▶ [Goal of the exercise]
Skip pictures in the listing below; copy exactly the lines from the one with "Emit a component" through the one with "import React from", inclusive.
-- start Provided entries --
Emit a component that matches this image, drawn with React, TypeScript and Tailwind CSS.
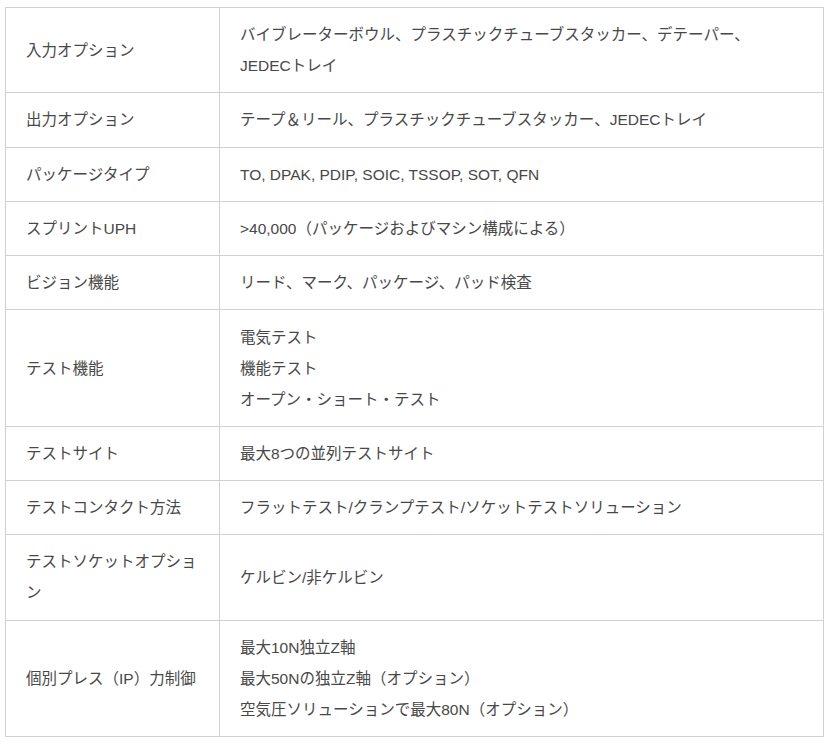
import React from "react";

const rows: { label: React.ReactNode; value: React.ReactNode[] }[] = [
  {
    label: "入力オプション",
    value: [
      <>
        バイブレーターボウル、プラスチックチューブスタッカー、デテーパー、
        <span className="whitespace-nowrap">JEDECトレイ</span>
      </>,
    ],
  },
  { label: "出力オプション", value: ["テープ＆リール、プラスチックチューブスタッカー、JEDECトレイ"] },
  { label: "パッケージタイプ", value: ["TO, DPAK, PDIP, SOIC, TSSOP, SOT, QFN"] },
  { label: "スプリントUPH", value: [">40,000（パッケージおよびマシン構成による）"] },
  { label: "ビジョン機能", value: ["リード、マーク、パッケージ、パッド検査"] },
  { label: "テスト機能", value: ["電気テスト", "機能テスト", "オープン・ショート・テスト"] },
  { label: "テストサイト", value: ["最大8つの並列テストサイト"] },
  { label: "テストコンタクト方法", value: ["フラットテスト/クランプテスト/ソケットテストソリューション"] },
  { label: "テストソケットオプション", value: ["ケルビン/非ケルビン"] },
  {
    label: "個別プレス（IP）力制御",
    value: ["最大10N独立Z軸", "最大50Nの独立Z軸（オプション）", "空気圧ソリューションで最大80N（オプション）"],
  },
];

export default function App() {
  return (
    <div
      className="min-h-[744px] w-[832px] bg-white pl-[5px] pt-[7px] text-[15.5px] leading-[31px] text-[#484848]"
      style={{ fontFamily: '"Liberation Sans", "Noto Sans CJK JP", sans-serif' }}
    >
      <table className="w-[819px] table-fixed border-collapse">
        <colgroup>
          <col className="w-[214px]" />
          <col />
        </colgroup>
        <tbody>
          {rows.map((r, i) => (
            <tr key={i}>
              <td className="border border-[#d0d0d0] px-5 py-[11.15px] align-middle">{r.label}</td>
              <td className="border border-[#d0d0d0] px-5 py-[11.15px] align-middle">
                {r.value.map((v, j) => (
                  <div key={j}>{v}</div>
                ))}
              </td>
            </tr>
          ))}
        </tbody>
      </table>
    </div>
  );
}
-- end Provided entries --
-- start Provided entries --
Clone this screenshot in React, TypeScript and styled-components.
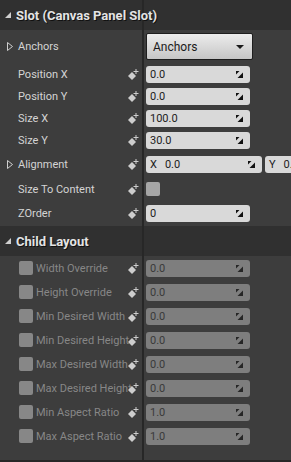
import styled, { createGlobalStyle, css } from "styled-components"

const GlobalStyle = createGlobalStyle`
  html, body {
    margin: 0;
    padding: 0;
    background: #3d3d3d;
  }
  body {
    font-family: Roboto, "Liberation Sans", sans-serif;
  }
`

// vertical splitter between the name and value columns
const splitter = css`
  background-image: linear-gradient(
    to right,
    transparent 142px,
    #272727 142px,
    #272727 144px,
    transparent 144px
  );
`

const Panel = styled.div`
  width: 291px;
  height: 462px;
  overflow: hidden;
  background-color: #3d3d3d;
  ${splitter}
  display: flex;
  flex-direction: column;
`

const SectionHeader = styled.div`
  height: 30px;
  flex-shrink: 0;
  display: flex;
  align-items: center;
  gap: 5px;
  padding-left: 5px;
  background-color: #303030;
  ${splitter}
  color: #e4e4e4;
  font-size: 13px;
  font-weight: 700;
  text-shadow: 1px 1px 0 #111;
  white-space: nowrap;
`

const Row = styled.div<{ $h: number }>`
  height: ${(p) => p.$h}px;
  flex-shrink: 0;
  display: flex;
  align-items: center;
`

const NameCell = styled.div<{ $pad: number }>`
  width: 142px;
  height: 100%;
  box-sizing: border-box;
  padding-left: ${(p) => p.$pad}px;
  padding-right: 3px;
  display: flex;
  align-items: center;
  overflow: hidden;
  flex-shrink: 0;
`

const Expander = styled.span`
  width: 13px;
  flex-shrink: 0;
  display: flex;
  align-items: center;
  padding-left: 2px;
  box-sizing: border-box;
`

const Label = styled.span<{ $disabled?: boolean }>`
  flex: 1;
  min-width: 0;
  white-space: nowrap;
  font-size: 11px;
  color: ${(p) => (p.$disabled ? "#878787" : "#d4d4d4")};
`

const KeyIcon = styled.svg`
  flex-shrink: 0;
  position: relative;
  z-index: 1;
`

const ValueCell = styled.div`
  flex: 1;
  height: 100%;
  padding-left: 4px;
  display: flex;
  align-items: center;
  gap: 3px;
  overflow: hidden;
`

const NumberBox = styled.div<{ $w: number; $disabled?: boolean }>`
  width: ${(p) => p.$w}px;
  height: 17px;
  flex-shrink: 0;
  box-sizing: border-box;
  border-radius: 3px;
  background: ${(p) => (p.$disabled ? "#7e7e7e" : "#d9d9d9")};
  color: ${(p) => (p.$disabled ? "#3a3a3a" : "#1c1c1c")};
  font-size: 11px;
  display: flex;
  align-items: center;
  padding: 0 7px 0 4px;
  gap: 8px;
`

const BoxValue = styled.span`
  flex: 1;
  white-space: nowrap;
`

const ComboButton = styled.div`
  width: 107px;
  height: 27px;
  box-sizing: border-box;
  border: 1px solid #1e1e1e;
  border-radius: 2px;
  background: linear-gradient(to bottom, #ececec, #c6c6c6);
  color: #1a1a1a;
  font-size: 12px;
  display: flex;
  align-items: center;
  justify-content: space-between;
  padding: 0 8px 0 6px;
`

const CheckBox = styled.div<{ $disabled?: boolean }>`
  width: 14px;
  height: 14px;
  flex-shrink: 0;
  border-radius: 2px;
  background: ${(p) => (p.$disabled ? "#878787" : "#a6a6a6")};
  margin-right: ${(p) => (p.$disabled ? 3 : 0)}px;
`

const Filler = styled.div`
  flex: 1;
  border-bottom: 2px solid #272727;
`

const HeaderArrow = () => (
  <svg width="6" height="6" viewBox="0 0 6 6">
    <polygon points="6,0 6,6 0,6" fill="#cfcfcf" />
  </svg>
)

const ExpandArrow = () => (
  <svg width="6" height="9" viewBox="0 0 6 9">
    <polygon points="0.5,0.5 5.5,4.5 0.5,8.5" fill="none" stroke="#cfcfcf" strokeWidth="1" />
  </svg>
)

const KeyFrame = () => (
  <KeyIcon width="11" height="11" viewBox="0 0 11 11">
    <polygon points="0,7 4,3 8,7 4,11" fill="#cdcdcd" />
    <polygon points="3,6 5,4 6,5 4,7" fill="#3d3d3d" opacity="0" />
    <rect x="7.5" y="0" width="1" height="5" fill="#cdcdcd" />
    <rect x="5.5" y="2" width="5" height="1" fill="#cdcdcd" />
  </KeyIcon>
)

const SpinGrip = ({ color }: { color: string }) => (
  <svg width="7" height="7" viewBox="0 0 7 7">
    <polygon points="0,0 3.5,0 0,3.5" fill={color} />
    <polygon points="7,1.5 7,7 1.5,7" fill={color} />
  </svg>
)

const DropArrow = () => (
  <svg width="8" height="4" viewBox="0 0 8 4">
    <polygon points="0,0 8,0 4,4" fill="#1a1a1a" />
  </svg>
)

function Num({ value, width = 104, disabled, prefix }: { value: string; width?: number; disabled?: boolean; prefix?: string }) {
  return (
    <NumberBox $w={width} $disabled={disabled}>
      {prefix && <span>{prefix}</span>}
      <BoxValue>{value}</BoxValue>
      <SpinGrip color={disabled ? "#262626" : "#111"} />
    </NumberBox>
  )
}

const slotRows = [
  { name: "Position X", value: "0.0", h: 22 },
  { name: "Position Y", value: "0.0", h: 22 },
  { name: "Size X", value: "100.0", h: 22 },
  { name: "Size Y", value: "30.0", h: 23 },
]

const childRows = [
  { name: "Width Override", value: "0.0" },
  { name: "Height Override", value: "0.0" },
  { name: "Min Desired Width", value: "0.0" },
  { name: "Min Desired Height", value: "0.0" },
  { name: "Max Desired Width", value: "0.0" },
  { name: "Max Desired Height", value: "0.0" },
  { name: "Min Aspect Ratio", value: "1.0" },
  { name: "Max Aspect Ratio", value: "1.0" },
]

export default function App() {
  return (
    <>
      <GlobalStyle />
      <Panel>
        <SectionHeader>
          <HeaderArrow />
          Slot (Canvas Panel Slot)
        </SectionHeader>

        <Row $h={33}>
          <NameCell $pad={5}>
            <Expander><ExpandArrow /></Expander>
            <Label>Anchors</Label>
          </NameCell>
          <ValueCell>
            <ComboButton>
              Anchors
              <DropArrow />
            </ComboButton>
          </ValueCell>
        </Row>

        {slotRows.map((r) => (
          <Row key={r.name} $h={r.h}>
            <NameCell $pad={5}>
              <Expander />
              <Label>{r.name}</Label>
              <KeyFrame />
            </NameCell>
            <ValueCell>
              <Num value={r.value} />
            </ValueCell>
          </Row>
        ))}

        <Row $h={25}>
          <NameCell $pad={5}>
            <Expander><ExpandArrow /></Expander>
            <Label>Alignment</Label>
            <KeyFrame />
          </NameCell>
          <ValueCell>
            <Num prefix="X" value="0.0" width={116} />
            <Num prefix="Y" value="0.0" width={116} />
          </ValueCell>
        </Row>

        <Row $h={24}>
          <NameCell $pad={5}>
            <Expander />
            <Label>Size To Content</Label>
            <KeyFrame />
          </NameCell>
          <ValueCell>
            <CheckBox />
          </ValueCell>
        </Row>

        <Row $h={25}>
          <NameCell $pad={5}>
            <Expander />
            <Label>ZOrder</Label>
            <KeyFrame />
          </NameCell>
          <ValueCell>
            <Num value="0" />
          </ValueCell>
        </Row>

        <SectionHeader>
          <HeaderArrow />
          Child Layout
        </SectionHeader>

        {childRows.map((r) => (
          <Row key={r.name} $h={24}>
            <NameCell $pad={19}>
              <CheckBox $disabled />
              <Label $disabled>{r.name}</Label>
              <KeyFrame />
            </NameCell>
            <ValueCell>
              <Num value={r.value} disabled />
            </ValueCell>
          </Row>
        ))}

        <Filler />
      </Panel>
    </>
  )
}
-- end Provided entries --
▶ [Full answer]
Emit a component that matches this image, drawn with React, TypeScript and Tailwind CSS.
import React from "react";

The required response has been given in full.